■ Required work ■
Write out the full listing exactly as given, minus the images.

■ Data block ■

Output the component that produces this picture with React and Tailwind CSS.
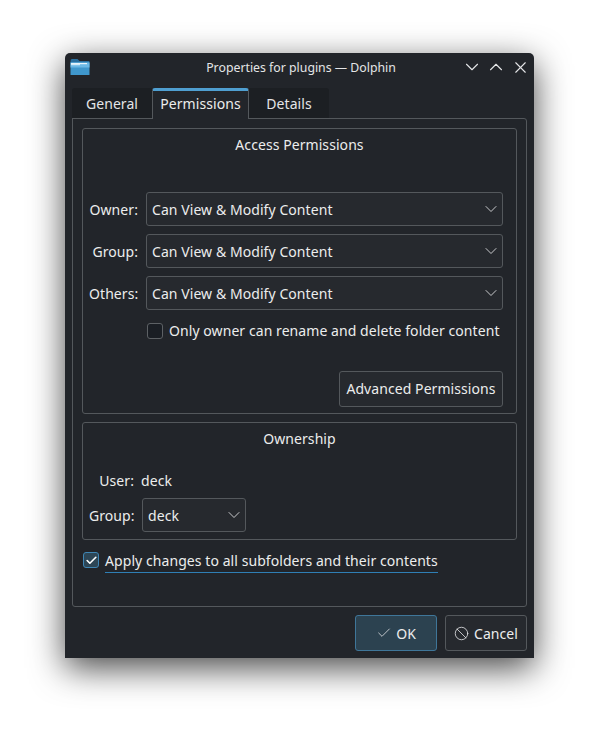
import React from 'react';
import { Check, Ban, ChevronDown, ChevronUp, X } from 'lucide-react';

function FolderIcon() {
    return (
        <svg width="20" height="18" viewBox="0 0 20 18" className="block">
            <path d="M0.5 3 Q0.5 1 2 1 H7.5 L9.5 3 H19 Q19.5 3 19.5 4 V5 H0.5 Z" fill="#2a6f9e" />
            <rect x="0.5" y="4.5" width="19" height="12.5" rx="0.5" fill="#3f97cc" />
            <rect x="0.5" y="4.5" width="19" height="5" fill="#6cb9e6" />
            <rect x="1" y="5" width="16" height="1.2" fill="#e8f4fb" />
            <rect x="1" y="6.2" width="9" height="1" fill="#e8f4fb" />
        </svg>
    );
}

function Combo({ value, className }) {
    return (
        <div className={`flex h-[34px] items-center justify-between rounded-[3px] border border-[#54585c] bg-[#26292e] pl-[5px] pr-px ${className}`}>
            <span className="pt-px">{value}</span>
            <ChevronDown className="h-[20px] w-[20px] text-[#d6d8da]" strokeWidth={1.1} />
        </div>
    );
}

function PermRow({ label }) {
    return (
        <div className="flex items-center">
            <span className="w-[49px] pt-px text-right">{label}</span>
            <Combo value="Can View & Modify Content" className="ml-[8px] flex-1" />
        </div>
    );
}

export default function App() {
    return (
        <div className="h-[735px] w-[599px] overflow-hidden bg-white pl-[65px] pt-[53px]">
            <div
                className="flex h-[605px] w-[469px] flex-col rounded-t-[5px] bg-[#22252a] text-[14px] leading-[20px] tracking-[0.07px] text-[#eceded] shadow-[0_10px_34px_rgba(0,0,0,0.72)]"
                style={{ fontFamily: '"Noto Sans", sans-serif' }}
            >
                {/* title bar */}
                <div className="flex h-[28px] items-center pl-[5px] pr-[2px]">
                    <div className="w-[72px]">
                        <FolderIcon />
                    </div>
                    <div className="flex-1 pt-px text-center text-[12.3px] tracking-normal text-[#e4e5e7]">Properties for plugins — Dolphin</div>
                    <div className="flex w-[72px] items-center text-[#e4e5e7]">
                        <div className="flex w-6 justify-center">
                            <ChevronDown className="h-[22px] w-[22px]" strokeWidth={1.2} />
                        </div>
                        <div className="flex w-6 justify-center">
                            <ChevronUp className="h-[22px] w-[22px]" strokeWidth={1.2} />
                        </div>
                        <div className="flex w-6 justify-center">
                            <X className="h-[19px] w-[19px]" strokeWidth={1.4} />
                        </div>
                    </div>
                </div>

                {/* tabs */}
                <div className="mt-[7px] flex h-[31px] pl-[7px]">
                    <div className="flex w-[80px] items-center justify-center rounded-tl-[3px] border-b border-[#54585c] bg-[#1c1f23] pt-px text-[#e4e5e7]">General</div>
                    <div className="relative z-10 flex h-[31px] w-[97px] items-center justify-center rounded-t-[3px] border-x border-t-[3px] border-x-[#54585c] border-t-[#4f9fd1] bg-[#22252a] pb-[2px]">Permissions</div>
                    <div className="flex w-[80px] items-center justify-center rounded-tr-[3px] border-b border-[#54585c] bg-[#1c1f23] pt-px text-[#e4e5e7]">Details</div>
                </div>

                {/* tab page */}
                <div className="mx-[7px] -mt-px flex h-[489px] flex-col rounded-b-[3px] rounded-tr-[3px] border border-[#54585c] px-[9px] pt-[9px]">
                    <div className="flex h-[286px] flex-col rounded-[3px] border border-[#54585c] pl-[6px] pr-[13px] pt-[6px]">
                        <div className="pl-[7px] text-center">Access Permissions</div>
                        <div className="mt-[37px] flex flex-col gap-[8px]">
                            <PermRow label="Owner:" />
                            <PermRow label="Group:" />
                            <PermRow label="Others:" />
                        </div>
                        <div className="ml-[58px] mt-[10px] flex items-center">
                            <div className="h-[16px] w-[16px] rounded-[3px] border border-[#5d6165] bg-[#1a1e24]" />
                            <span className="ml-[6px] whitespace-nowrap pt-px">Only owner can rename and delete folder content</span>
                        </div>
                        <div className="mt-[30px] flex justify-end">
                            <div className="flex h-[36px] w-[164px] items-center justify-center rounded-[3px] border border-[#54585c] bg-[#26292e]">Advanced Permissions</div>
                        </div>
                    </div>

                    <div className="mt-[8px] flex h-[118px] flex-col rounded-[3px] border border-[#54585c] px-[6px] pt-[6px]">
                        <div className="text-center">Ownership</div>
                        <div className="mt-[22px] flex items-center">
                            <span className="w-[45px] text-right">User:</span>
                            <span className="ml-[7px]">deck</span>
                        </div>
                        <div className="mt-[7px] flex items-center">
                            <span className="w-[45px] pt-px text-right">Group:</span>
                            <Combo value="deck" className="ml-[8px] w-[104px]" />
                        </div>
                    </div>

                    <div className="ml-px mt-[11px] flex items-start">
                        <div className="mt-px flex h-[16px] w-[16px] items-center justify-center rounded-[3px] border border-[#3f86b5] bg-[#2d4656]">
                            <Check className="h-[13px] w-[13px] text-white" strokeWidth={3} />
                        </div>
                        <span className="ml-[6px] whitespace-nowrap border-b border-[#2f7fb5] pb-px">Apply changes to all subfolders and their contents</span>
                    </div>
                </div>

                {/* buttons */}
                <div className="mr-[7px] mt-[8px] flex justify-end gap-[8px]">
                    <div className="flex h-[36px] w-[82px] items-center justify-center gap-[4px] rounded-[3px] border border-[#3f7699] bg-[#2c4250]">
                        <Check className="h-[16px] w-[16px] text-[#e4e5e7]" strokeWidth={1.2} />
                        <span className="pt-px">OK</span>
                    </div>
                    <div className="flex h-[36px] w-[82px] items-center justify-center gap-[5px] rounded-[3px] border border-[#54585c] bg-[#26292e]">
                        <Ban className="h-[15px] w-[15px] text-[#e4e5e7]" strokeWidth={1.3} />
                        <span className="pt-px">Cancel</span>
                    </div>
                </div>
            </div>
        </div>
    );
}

■ Reply to the exercise ■
Output the component that produces this picture with React and Tailwind CSS.
import React from 'react';
import { Check, Ban, ChevronDown, ChevronUp, X } from 'lucide-react';

function FolderIcon() {
    return (
        <svg width="20" height="18" viewBox="0 0 20 18" className="block">
            <path d="M0.5 3 Q0.5 1 2 1 H7.5 L9.5 3 H19 Q19.5 3 19.5 4 V5 H0.5 Z" fill="#2a6f9e" />
            <rect x="0.5" y="4.5" width="19" height="12.5" rx="0.5" fill="#3f97cc" />
            <rect x="0.5" y="4.5" width="19" height="5" fill="#6cb9e6" />
            <rect x="1" y="5" width="16" height="1.2" fill="#e8f4fb" />
            <rect x="1" y="6.2" width="9" height="1" fill="#e8f4fb" />
        </svg>
    );
}

function Combo({ value, className }) {
    return (
        <div className={`flex h-[34px] items-center justify-between rounded-[3px] border border-[#54585c] bg-[#26292e] pl-[5px] pr-px ${className}`}>
            <span className="pt-px">{value}</span>
            <ChevronDown className="h-[20px] w-[20px] text-[#d6d8da]" strokeWidth={1.1} />
        </div>
    );
}

function PermRow({ label }) {
    return (
        <div className="flex items-center">
            <span className="w-[49px] pt-px text-right">{label}</span>
            <Combo value="Can View & Modify Content" className="ml-[8px] flex-1" />
        </div>
    );
}

export default function App() {
    return (
        <div className="h-[735px] w-[599px] overflow-hidden bg-white pl-[65px] pt-[53px]">
            <div
                className="flex h-[605px] w-[469px] flex-col rounded-t-[5px] bg-[#22252a] text-[14px] leading-[20px] tracking-[0.07px] text-[#eceded] shadow-[0_10px_34px_rgba(0,0,0,0.72)]"
                style={{ fontFamily: '"Noto Sans", sans-serif' }}
            >
                {/* title bar */}
                <div className="flex h-[28px] items-center pl-[5px] pr-[2px]">
                    <div className="w-[72px]">
                        <FolderIcon />
                    </div>
                    <div className="flex-1 pt-px text-center text-[12.3px] tracking-normal text-[#e4e5e7]">Properties for plugins — Dolphin</div>
                    <div className="flex w-[72px] items-center text-[#e4e5e7]">
                        <div className="flex w-6 justify-center">
                            <ChevronDown className="h-[22px] w-[22px]" strokeWidth={1.2} />
                        </div>
                        <div className="flex w-6 justify-center">
                            <ChevronUp className="h-[22px] w-[22px]" strokeWidth={1.2} />
                        </div>
                        <div className="flex w-6 justify-center">
                            <X className="h-[19px] w-[19px]" strokeWidth={1.4} />
                        </div>
                    </div>
                </div>

                {/* tabs */}
                <div className="mt-[7px] flex h-[31px] pl-[7px]">
                    <div className="flex w-[80px] items-center justify-center rounded-tl-[3px] border-b border-[#54585c] bg-[#1c1f23] pt-px text-[#e4e5e7]">General</div>
                    <div className="relative z-10 flex h-[31px] w-[97px] items-center justify-center rounded-t-[3px] border-x border-t-[3px] border-x-[#54585c] border-t-[#4f9fd1] bg-[#22252a] pb-[2px]">Permissions</div>
                    <div className="flex w-[80px] items-center justify-center rounded-tr-[3px] border-b border-[#54585c] bg-[#1c1f23] pt-px text-[#e4e5e7]">Details</div>
                </div>

                {/* tab page */}
                <div className="mx-[7px] -mt-px flex h-[489px] flex-col rounded-b-[3px] rounded-tr-[3px] border border-[#54585c] px-[9px] pt-[9px]">
                    <div className="flex h-[286px] flex-col rounded-[3px] border border-[#54585c] pl-[6px] pr-[13px] pt-[6px]">
                        <div className="pl-[7px] text-center">Access Permissions</div>
                        <div className="mt-[37px] flex flex-col gap-[8px]">
                            <PermRow label="Owner:" />
                            <PermRow label="Group:" />
                            <PermRow label="Others:" />
                        </div>
                        <div className="ml-[58px] mt-[10px] flex items-center">
                            <div className="h-[16px] w-[16px] rounded-[3px] border border-[#5d6165] bg-[#1a1e24]" />
                            <span className="ml-[6px] whitespace-nowrap pt-px">Only owner can rename and delete folder content</span>
                        </div>
                        <div className="mt-[30px] flex justify-end">
                            <div className="flex h-[36px] w-[164px] items-center justify-center rounded-[3px] border border-[#54585c] bg-[#26292e]">Advanced Permissions</div>
                        </div>
                    </div>

                    <div className="mt-[8px] flex h-[118px] flex-col rounded-[3px] border border-[#54585c] px-[6px] pt-[6px]">
                        <div className="text-center">Ownership</div>
                        <div className="mt-[22px] flex items-center">
                            <span className="w-[45px] text-right">User:</span>
                            <span className="ml-[7px]">deck</span>
                        </div>
                        <div className="mt-[7px] flex items-center">
                            <span className="w-[45px] pt-px text-right">Group:</span>
                            <Combo value="deck" className="ml-[8px] w-[104px]" />
                        </div>
                    </div>

                    <div className="ml-px mt-[11px] flex items-start">
                        <div className="mt-px flex h-[16px] w-[16px] items-center justify-center rounded-[3px] border border-[#3f86b5] bg-[#2d4656]">
                            <Check className="h-[13px] w-[13px] text-white" strokeWidth={3} />
                        </div>
                        <span className="ml-[6px] whitespace-nowrap border-b border-[#2f7fb5] pb-px">Apply changes to all subfolders and their contents</span>
                    </div>
                </div>

                {/* buttons */}
                <div className="mr-[7px] mt-[8px] flex justify-end gap-[8px]">
                    <div className="flex h-[36px] w-[82px] items-center justify-center gap-[4px] rounded-[3px] border border-[#3f7699] bg-[#2c4250]">
                        <Check className="h-[16px] w-[16px] text-[#e4e5e7]" strokeWidth={1.2} />
                        <span className="pt-px">OK</span>
                    </div>
                    <div className="flex h-[36px] w-[82px] items-center justify-center gap-[5px] rounded-[3px] border border-[#54585c] bg-[#26292e]">
                        <Ban className="h-[15px] w-[15px] text-[#e4e5e7]" strokeWidth={1.3} />
                        <span className="pt-px">Cancel</span>
                    </div>
                </div>
            </div>
        </div>
    );
}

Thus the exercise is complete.